A 総額表示の義務付けは、課税事業者がサービスの提供や商品の販売等の取引を行う際に、不特定かつ多数の者に対する値札や広告等において、あらかじめ取引価格を表示する場合を対象としている。このため、ポイント付与率などの取引条件の表記については、「商品の販売を行う際の取引価格の表示」に該当しないことから、総額表示義務の対象とはならない。
  なお、商品の価格表示や取引条件の表記によっては、消費者に誤認を与えることも想定される。仮に取引条件の表記を税抜きで行う場合には、その旨を明瞭に表示し、消費者に誤認を与えないよう十分な配慮が必要だ。このような観点からは、取引条件の表記を税込みにすることも1つの方法となる。

Q3 通信販売の送料は?
A 送料についても、その表示が消費者に対するものであれば、商品の価格と同様に総額表示義務の対象となる。

Q4 小売店や業務用ユーザー向けに作成した商品カタログ(業務用商品カタログ)の表示は?
A 一般的な事業者間取引における価格表示は、総額表示義務の対象にはならない。製造業者や卸売業者が小売店や業務用ユーザーとの間で行う取引は事業者間取引に該当するため、業務用商品カタログも総額表示義務の対象にはならない。

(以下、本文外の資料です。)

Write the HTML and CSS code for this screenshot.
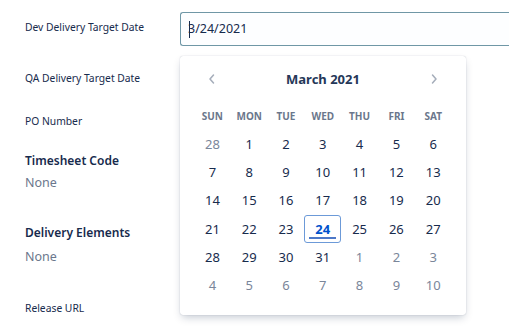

Q5 会員向けのサービスの価格をホームページ上で表示する場合は?
A 会員のみを対象として商品やサービスの提供を行っている場合であっても、その会員の募集が広く一般を対象に行われている場合には、「総額表示義務」の対象となる。

Q6 クーポン等の「100円引き」や「50%オフ」などの表示は?
A 値引販売の際に行われる価格表示の「○割引」あるいは「○円引き」とする表示自体は「総額表示義務」の対象とはならない(値引後の価格を表示する場合には、総額表示義務の対象となる)。
  なお、事業者が行う値引き方法について、税込価格から値引きするのか税抜価格から値引きするのかは事業者の判断に委ねられている。しかし、どちらの方法を採るかによって消費者が最終的に支払う金額に違いが出てくることから、事業者は、税込価格又は税抜価格のどちらから値引きするのかについて、あらかじめ消費者に対して明らかにしておくことが適切であるとされている。取引条件について、実際のものよりも著しく有利であると消費者に誤認される表示は、景品表示法上、問題となる可能性がある。

買いたたきなど、消費税転嫁対策特別措置法失効後は独禁法や下請法で判断
 令和3年4月1日以降、これまで税抜価格を表示していた小売店が税抜価格の表示価格を税込価格として消費者に商品を販売するため、納入業者に対して納入価格の値引きを要請することが懸念されている。消費税転嫁対策特別措置法が令和3年3月31日で失効されるため、小売店側の値引き要求が4月1日以降であれば「買いたたき」とはならないのではないかということだ。しかし、消費税転嫁対策特別措置法は失効するものの、このようなケースは独占禁止法や下請法に照らして「買いたたき」かどうか判断されることになるため留意したい。